Generally food superstore yields are in the 5-6% range and private investors and a few major Funds and other institutions have targeted this sector, where particularly private investors can gear up if necessary with funding available for this sector. We have been involved with several acquisitions on long leases at yields of around 5.5% or just under, with other foodstore investments achieving up to 6% but generally not higher unless secondary stores on shorter leases.
Tesco seems to be regarded as the prime investment covenant followed by Waitrose, J Sainsbury, Asda and M&S. To a lesser extent Aldi and Lidl, despite the latters' increased popularity among shoppers.
Surprisingly investors have a low percentage of their property holdings in foodstores. We can see food superstore investments being very popular for another year or two as the number made available will reduce.

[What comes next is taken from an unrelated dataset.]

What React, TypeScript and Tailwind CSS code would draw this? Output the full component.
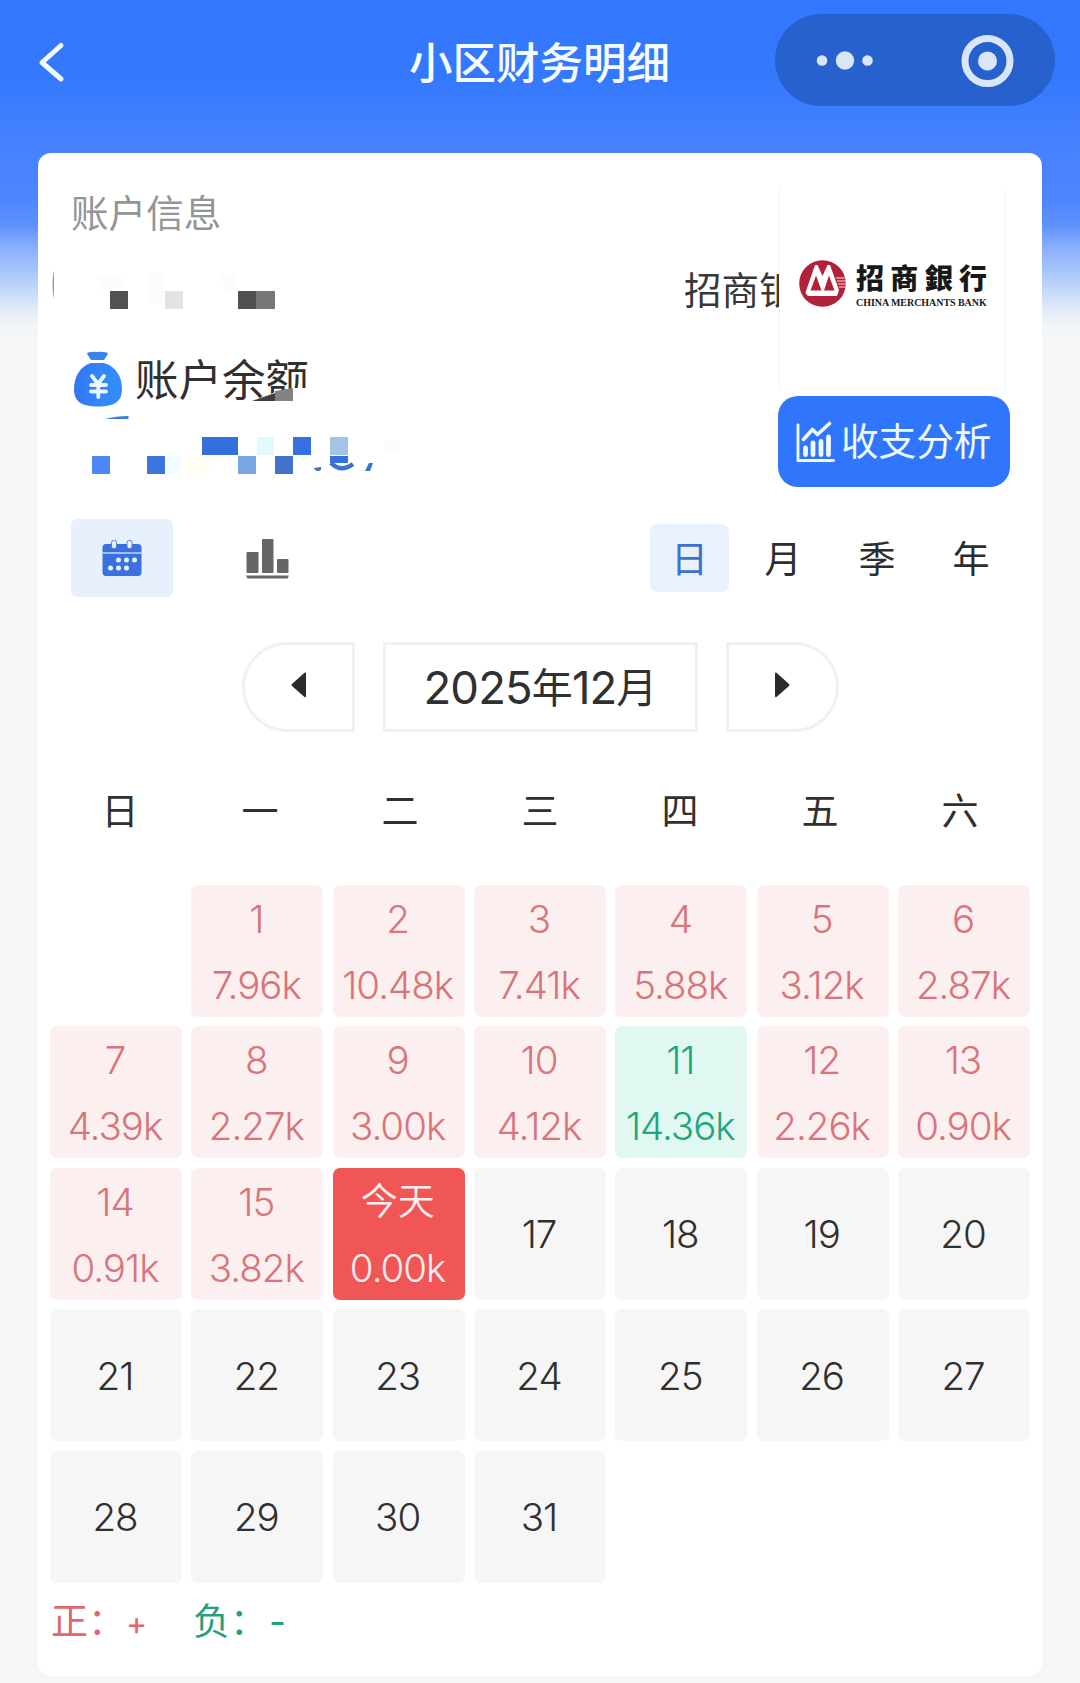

Investors are seeking foodstore investments over a wide area of the UK. Certainly investors do not expect much of an increase in availability of bank funding until the second half of 2010 at least. Better yields should return other investment sectors to popularity when bank finance is more widely available later in 2010.
A high percentage of investors rank foodstore investments as a first priority, and although demand will increase later in 2010, many are keen to buy now.
Yields in other property sectors are unlikely to come down as low as foodstore investments due to lower tenant demand, low rental growth and generally an inferior covenant strength of tenants.
"Whilst property yields will fall, I would expect investors to have a resistance to yields generally going to 5% and under for the foreseeable future even when bank funding improves" said Peter Graham, property investment Director at Stephenson & Alexander.
"We see more and more investors getting ready to acquire and once again they are more likely to react when their confidence has been improved rather than being attracted to buy at the lowest levels of value, which have been reached recently in August."